■ WHAT THE TASK ASKS ■
Produce an exact transcription of the listing below, omitting the pictures.

※ ※ ※

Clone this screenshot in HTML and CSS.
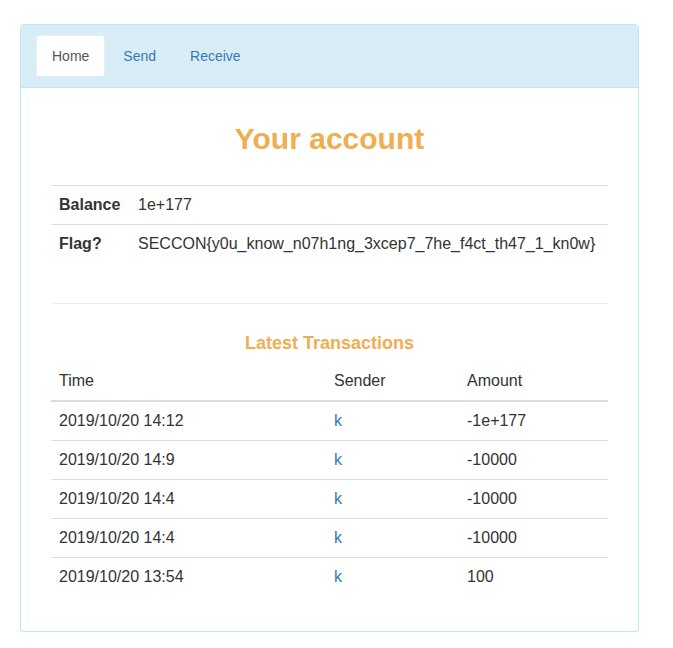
FILE: index.html
```html
<!DOCTYPE html>
<html>
<head>
<meta charset="utf-8">
<link rel="stylesheet" href="styles.css">
</head>
<body>
<div class="panel">
  <div class="panel-heading">
    <ul class="tabs">
      <li class="tab active"><a>Home</a></li>
      <li class="tab"><a>Send</a></li>
      <li class="tab"><a>Receive</a></li>
    </ul>
  </div>
  <div class="panel-body">
    <div class="container">
      <h2 class="title">Your account</h2>
      <table class="table info">
        <tbody>
          <tr><th class="label-col">Balance</th><td>1e+177</td></tr>
          <tr><th class="label-col">Flag?</th><td>SECCON{y0u_know_n07h1ng_3xcep7_7he_f4ct_th47_1_kn0w}</td></tr>
        </tbody>
      </table>
      <hr class="sep">
      <h4 class="subtitle">Latest Transactions</h4>
      <table class="table tx">
        <thead>
          <tr><th class="c-time">Time</th><th class="c-sender">Sender</th><th>Amount</th></tr>
        </thead>
        <tbody>
          <tr><td>2019/10/20 14:12</td><td><a class="link">k</a></td><td>-1e+177</td></tr>
          <tr><td>2019/10/20 14:9</td><td><a class="link">k</a></td><td>-10000</td></tr>
          <tr><td>2019/10/20 14:4</td><td><a class="link">k</a></td><td>-10000</td></tr>
          <tr><td>2019/10/20 14:4</td><td><a class="link">k</a></td><td>-10000</td></tr>
          <tr><td>2019/10/20 13:54</td><td><a class="link">k</a></td><td>100</td></tr>
        </tbody>
      </table>
    </div>
  </div>
</div>
</body>
</html>
```
FILE: styles.css
```css
* { box-sizing: border-box; }
html, body { margin: 0; padding: 0; background: #fff; }
body {
  font-family: "Liberation Sans", Arial, sans-serif;
  font-size: 16px;
  line-height: 22px;
  color: #333;
  padding: 24px 0 0 20px;
}
.panel {
  width: 619px;
  border: 1px solid #bce8f1;
  border-radius: 4px;
  box-shadow: 0 1px 1px rgba(0,0,0,.05);
  background: #fff;
}
.panel-heading {
  background: #d9edf7;
  border-bottom: 1px solid #bce8f1;
  border-radius: 3px 3px 0 0;
  padding: 10px 15px 11px 15px;
}
.tabs {
  list-style: none;
  margin: 0;
  padding: 0;
  display: flex;
}
.tab { margin-right: 2px; }
.tab a {
  display: block;
  padding: 10px 15px;
  font-size: 14px;
  line-height: 20px;
  color: #337ab7;
  border: 1px solid transparent;
  border-width: 1px 1px 0 1px;
  border-radius: 4px 4px 0 0;
}
.tab.active a {
  background: #fff;
  color: #555;
  border-color: #e8eef2;
}
.panel-body { padding: 15px; }
.container { padding: 0 15px; }
.title {
  text-align: center;
  color: #efae52;
  font-size: 30px;
  font-weight: bold;
  line-height: 33px;
  margin: 19px 0 30px;
}
.table {
  width: 100%;
  border-collapse: collapse;
  margin-bottom: 20px;
}
.table th, .table td {
  padding: 8px;
  line-height: 22px;
  text-align: left;
  vertical-align: top;
}
.table tbody tr td, .table tbody tr th { border-top: 1px solid #ddd; }
.info th { font-weight: bold; }
.label-col { width: 79px; }
.sep {
  border: 0;
  border-top: 1px solid #eee;
  margin: 40px 0 29px;
}
.subtitle {
  text-align: center;
  color: #efae52;
  font-size: 18px;
  font-weight: bold;
  line-height: 20px;
  margin: 8px 0 9px;
}
.tx { margin-bottom: 20px; }
.tx thead th {
  font-weight: normal;
  border-bottom: 2px solid #ddd;
}
.tx tbody tr:first-child td { border-top: 0; }
.c-time { width: 275px; }
.c-sender { width: 133px; }
.link { color: #337ab7; }
```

※ ※ ※

■ WRITTEN RESPONSE ■
Clone this screenshot in HTML and CSS.
FILE: index.html
```html
<!DOCTYPE html>
<html>
<head>
<meta charset="utf-8">
<link rel="stylesheet" href="styles.css">
</head>
<body>
<div class="panel">
  <div class="panel-heading">
    <ul class="tabs">
      <li class="tab active"><a>Home</a></li>
      <li class="tab"><a>Send</a></li>
      <li class="tab"><a>Receive</a></li>
    </ul>
  </div>
  <div class="panel-body">
    <div class="container">
      <h2 class="title">Your account</h2>
      <table class="table info">
        <tbody>
          <tr><th class="label-col">Balance</th><td>1e+177</td></tr>
          <tr><th class="label-col">Flag?</th><td>SECCON{y0u_know_n07h1ng_3xcep7_7he_f4ct_th47_1_kn0w}</td></tr>
        </tbody>
      </table>
      <hr class="sep">
      <h4 class="subtitle">Latest Transactions</h4>
      <table class="table tx">
        <thead>
          <tr><th class="c-time">Time</th><th class="c-sender">Sender</th><th>Amount</th></tr>
        </thead>
        <tbody>
          <tr><td>2019/10/20 14:12</td><td><a class="link">k</a></td><td>-1e+177</td></tr>
          <tr><td>2019/10/20 14:9</td><td><a class="link">k</a></td><td>-10000</td></tr>
          <tr><td>2019/10/20 14:4</td><td><a class="link">k</a></td><td>-10000</td></tr>
          <tr><td>2019/10/20 14:4</td><td><a class="link">k</a></td><td>-10000</td></tr>
          <tr><td>2019/10/20 13:54</td><td><a class="link">k</a></td><td>100</td></tr>
        </tbody>
      </table>
    </div>
  </div>
</div>
</body>
</html>
```
FILE: styles.css
```css
* { box-sizing: border-box; }
html, body { margin: 0; padding: 0; background: #fff; }
body {
  font-family: "Liberation Sans", Arial, sans-serif;
  font-size: 16px;
  line-height: 22px;
  color: #333;
  padding: 24px 0 0 20px;
}
.panel {
  width: 619px;
  border: 1px solid #bce8f1;
  border-radius: 4px;
  box-shadow: 0 1px 1px rgba(0,0,0,.05);
  background: #fff;
}
.panel-heading {
  background: #d9edf7;
  border-bottom: 1px solid #bce8f1;
  border-radius: 3px 3px 0 0;
  padding: 10px 15px 11px 15px;
}
.tabs {
  list-style: none;
  margin: 0;
  padding: 0;
  display: flex;
}
.tab { margin-right: 2px; }
.tab a {
  display: block;
  padding: 10px 15px;
  font-size: 14px;
  line-height: 20px;
  color: #337ab7;
  border: 1px solid transparent;
  border-width: 1px 1px 0 1px;
  border-radius: 4px 4px 0 0;
}
.tab.active a {
  background: #fff;
  color: #555;
  border-color: #e8eef2;
}
.panel-body { padding: 15px; }
.container { padding: 0 15px; }
.title {
  text-align: center;
  color: #efae52;
  font-size: 30px;
  font-weight: bold;
  line-height: 33px;
  margin: 19px 0 30px;
}
.table {
  width: 100%;
  border-collapse: collapse;
  margin-bottom: 20px;
}
.table th, .table td {
  padding: 8px;
  line-height: 22px;
  text-align: left;
  vertical-align: top;
}
.table tbody tr td, .table tbody tr th { border-top: 1px solid #ddd; }
.info th { font-weight: bold; }
.label-col { width: 79px; }
.sep {
  border: 0;
  border-top: 1px solid #eee;
  margin: 40px 0 29px;
}
.subtitle {
  text-align: center;
  color: #efae52;
  font-size: 18px;
  font-weight: bold;
  line-height: 20px;
  margin: 8px 0 9px;
}
.tx { margin-bottom: 20px; }
.tx thead th {
  font-weight: normal;
  border-bottom: 2px solid #ddd;
}
.tx tbody tr:first-child td { border-top: 0; }
.c-time { width: 275px; }
.c-sender { width: 133px; }
.link { color: #337ab7; }
```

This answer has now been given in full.